## Written exercise
Copy out every line that contains the word "this".

## Task material
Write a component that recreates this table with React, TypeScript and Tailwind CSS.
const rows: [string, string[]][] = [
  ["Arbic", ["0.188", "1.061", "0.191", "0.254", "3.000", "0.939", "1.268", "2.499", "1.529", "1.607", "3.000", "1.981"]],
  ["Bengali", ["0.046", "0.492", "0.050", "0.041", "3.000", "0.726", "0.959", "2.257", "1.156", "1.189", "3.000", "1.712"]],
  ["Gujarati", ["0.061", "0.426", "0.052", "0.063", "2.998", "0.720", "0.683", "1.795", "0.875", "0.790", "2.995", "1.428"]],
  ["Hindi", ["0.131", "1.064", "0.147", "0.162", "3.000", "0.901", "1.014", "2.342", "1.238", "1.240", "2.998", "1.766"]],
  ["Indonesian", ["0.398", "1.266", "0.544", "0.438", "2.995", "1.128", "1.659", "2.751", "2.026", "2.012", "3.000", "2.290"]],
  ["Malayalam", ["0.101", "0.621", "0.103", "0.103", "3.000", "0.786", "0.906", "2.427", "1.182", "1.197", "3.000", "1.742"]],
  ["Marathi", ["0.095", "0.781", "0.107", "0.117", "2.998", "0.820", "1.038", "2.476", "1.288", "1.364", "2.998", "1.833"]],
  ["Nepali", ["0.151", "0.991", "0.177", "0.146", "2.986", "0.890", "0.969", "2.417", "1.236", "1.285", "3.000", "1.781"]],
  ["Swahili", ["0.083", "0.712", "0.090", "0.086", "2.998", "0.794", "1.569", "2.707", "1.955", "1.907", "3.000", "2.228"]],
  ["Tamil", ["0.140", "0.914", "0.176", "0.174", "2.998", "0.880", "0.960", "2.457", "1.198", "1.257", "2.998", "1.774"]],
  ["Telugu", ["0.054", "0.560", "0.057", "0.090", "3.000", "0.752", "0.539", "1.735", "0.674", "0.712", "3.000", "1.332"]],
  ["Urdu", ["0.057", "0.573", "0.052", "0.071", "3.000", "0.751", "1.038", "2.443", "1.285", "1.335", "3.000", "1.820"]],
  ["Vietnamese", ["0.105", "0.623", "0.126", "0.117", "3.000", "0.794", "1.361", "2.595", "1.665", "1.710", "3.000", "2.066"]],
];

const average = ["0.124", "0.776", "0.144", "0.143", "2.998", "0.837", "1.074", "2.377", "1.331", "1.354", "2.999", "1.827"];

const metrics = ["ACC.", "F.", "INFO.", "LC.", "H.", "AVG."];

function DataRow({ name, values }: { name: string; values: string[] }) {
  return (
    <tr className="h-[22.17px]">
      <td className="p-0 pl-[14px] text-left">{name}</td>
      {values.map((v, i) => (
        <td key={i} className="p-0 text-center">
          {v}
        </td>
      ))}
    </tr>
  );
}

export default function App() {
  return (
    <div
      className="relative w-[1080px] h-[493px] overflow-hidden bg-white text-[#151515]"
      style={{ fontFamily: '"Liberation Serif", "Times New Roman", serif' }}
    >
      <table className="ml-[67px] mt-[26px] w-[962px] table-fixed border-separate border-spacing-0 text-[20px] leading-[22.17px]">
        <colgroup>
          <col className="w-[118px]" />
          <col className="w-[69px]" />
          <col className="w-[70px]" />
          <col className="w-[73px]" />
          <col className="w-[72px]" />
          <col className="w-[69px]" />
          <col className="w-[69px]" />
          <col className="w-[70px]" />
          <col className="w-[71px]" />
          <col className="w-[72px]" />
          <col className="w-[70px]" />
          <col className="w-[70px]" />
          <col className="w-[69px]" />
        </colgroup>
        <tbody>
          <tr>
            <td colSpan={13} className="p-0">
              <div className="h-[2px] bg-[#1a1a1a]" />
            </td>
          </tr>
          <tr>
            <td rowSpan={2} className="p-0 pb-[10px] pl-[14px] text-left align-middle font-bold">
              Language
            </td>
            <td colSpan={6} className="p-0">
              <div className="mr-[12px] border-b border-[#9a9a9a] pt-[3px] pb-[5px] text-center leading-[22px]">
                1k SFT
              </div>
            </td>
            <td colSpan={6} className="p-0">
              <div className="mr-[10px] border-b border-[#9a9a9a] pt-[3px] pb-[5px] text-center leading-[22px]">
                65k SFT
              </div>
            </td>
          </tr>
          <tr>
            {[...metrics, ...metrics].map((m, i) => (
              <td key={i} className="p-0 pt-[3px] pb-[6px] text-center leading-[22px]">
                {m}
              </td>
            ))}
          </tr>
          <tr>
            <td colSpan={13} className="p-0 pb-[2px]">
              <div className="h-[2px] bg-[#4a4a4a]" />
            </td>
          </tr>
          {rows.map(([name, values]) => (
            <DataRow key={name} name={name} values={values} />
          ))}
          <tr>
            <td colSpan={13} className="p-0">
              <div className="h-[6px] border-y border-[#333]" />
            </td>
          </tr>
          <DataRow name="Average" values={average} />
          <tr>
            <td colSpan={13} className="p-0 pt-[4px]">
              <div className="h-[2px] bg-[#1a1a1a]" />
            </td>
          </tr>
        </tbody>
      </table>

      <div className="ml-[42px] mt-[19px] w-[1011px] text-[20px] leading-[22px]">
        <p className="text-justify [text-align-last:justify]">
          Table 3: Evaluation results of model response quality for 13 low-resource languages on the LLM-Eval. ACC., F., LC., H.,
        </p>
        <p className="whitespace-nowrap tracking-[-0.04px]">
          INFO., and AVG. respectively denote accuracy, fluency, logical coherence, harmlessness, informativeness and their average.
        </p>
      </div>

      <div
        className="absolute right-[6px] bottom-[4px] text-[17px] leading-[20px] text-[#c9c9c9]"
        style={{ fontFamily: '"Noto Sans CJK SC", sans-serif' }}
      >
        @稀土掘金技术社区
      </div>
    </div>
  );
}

---

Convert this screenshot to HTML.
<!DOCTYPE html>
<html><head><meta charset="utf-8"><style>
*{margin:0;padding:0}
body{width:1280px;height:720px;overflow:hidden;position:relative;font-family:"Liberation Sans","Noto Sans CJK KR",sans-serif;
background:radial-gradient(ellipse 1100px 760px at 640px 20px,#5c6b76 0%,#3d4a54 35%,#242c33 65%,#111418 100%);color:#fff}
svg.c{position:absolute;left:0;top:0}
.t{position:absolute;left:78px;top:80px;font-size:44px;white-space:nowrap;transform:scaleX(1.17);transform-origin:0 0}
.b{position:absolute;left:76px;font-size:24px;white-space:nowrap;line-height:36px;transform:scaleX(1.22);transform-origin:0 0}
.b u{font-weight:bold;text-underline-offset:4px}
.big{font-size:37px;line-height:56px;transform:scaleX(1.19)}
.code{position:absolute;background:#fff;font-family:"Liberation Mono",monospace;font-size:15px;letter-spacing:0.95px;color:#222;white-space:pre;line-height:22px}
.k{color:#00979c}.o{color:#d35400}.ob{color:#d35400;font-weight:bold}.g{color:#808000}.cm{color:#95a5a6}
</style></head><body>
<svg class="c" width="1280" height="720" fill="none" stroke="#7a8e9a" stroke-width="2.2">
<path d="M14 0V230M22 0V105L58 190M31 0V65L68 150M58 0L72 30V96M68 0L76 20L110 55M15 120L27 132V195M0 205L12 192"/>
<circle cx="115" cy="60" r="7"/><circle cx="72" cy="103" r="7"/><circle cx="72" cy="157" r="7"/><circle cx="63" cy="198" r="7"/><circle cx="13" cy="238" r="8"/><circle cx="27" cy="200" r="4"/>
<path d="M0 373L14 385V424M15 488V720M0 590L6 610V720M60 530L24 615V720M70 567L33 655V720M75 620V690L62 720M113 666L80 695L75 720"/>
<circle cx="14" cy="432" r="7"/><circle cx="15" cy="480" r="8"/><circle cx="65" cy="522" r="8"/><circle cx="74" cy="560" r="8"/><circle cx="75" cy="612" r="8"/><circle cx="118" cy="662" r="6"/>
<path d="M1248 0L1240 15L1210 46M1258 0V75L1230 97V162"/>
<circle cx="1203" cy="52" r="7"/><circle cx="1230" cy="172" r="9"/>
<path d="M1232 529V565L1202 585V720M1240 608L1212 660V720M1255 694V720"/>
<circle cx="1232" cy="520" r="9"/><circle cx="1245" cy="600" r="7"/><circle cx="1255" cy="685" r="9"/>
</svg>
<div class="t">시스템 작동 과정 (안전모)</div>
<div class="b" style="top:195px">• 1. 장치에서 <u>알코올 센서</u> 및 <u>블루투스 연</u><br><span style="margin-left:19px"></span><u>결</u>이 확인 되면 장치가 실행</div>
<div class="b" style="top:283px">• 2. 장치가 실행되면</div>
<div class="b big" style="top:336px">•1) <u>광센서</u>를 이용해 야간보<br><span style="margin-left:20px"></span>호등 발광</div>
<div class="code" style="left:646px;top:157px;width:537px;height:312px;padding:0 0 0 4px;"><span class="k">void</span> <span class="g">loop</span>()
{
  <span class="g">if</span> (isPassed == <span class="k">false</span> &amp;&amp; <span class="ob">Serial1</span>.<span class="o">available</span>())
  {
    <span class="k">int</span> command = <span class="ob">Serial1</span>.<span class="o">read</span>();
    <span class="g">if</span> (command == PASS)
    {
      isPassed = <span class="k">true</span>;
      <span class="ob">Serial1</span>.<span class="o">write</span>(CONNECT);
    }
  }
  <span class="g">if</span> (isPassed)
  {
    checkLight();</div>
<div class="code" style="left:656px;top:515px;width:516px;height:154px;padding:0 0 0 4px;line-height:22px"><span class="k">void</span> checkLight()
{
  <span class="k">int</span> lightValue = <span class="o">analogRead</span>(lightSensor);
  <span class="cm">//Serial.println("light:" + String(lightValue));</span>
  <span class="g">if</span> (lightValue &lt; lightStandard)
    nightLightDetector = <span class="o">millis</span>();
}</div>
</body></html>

## Solution
Write a component that recreates this table with React, TypeScript and Tailwind CSS.
Convert this screenshot to HTML.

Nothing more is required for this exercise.